Nawaz noted that the best professionals would undertake the move and there would be no green-light until a complete assessment was complete. “I think the risk has been minimized.”
– Essential relocation
Nawaz asserted that relocation is the only viable option to save Kaavan, considering the conditions in Pakistan.
“There are no sanctuaries in Pakistan to retire Kaavan to. To build one especially for Kaavan would require a lot of land and a significant amount of resources, justifying this for one animal may not be possible,” he said,
Asian elephants can roam thousands of kilometers through deep tropical and subtropical forests, according to the WWF.
Other requirements, according to Nawaz, include, “expensive” elephant-proof fencing, along with veterinary services and maintenance.
“Elephants are social animals.
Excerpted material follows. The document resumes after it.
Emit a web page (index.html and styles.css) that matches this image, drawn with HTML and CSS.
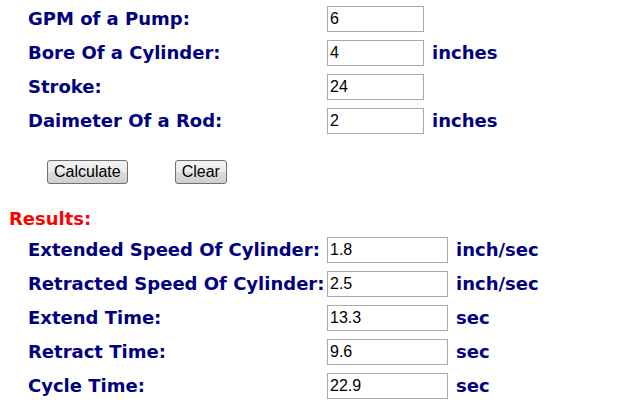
FILE: index.html
```html
<!DOCTYPE html>
<html lang="en">
<head>
  <meta charset="UTF-8">
  <title>Cylinder Speed Calculator</title>
  <link rel="stylesheet" href="styles.css">
</head>
<body>
  <form class="calc">
    <div class="rows inputs">
      <label class="lbl" for="gpm">GPM of a Pump:</label>
      <input class="box" id="gpm" type="text" value="6">
      <span class="unit"></span>

      <label class="lbl" for="bore">Bore Of a Cylinder:</label>
      <input class="box" id="bore" type="text" value="4">
      <span class="unit">inches</span>

      <label class="lbl" for="stroke">Stroke:</label>
      <input class="box" id="stroke" type="text" value="24">
      <span class="unit"></span>

      <label class="lbl" for="rod">Daimeter Of a Rod:</label>
      <input class="box" id="rod" type="text" value="2">
      <span class="unit">inches</span>
    </div>

    <div class="buttons">
      <button type="button" class="btn">Calculate</button>
      <button type="reset" class="btn">Clear</button>
    </div>

    <div class="results-title">Results:</div>

    <div class="rows outputs">
      <label class="lbl" for="ext">Extended Speed Of Cylinder:</label>
      <input class="box wide" id="ext" type="text" value="1.8">
      <span class="unit">inch/sec</span>

      <label class="lbl" for="ret">Retracted Speed Of Cylinder:</label>
      <input class="box wide" id="ret" type="text" value="2.5">
      <span class="unit">inch/sec</span>

      <label class="lbl" for="extTime">Extend Time:</label>
      <input class="box wide" id="extTime" type="text" value="13.3">
      <span class="unit">sec</span>

      <label class="lbl" for="retTime">Retract Time:</label>
      <input class="box wide" id="retTime" type="text" value="9.6">
      <span class="unit">sec</span>

      <label class="lbl" for="cycle">Cycle Time:</label>
      <input class="box wide" id="cycle" type="text" value="22.9">
      <span class="unit">sec</span>
    </div>
  </form>
</body>
</html>
```

FILE: styles.css
```css
* { box-sizing: border-box; }
body {
  margin: 0;
  padding: 6px 9px;
  background: #fff;
  font-family: "DejaVu Sans", Verdana, sans-serif;
}
.rows {
  display: grid;
  grid-template-columns: 291px 97px auto;
  column-gap: 8px;
  row-gap: 8px;
  align-items: center;
  padding-left: 19px;
}
.outputs { grid-template-columns: 291px 121px auto; }
.lbl, .unit {
  font-weight: bold;
  font-size: 18px;
  line-height: 22px;
  color: #000080;
  white-space: nowrap;
}
.box {
  height: 26px;
  width: 100%;
  margin: 0;
  padding: 1px 2px;
  border: 1px solid #a9a9a9;
  font-family: "Liberation Sans", Arial, sans-serif;
  font-size: 16px;
  color: #000;
  background: #fff;
}
.buttons {
  display: flex;
  gap: 47px;
  padding: 26px 0 0 38px;
}
.btn {
  height: 24px;
  padding: 0 6px;
  font-family: "Liberation Sans", Arial, sans-serif;
  font-size: 16px;
  color: #000;
  border: 1px solid #707070;
  border-radius: 3px;
  background: linear-gradient(#f2f2f2, #ebebeb 50%, #dddddd 51%, #cfcfcf);
}
.results-title {
  margin: 24px 0 7px;
  font-weight: bold;
  font-size: 18px;
  line-height: 22px;
  color: #ff0000;
}
```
It was observed that Kaavan’s health and behavior changed after the death of his mate. Importing an Asian elephant to Pakistan is not an option nor should it be considered. Hence, it is better to relocate [Kaavan] to a sanctuary where there are elephants of his own species,” he further said.
Finally, he added, Pakistan does not have any standards or laws on zoo management. “Until these are in place, keeping animals in zoos is always going to pose a risk to animals and whilst zoos have their importance to educate animals is there, it should not be at the cost of the animal’s well-being.”
Asked what would happen if Kaavan was declared unfit to fly, he said: “I don’t think it will be so black-and-white. Obviously, if they declare that he can’t travel at all, then that is going to be a huge disappointment to everyone that has worked tirelessly to move him to the sanctuary in Cambodia.”
“It may be that we’ll have to wait some time or perhaps adopt a different kind of transport. If there’s no way for him to leave Islamabad Zoo, then the managers would have to ensure that his remaining years are spent in the best possible care. But, given the circumstances […] that will be a challenge not only to his caretakers but also for Pakistan as a nation and how we value animals welfare.”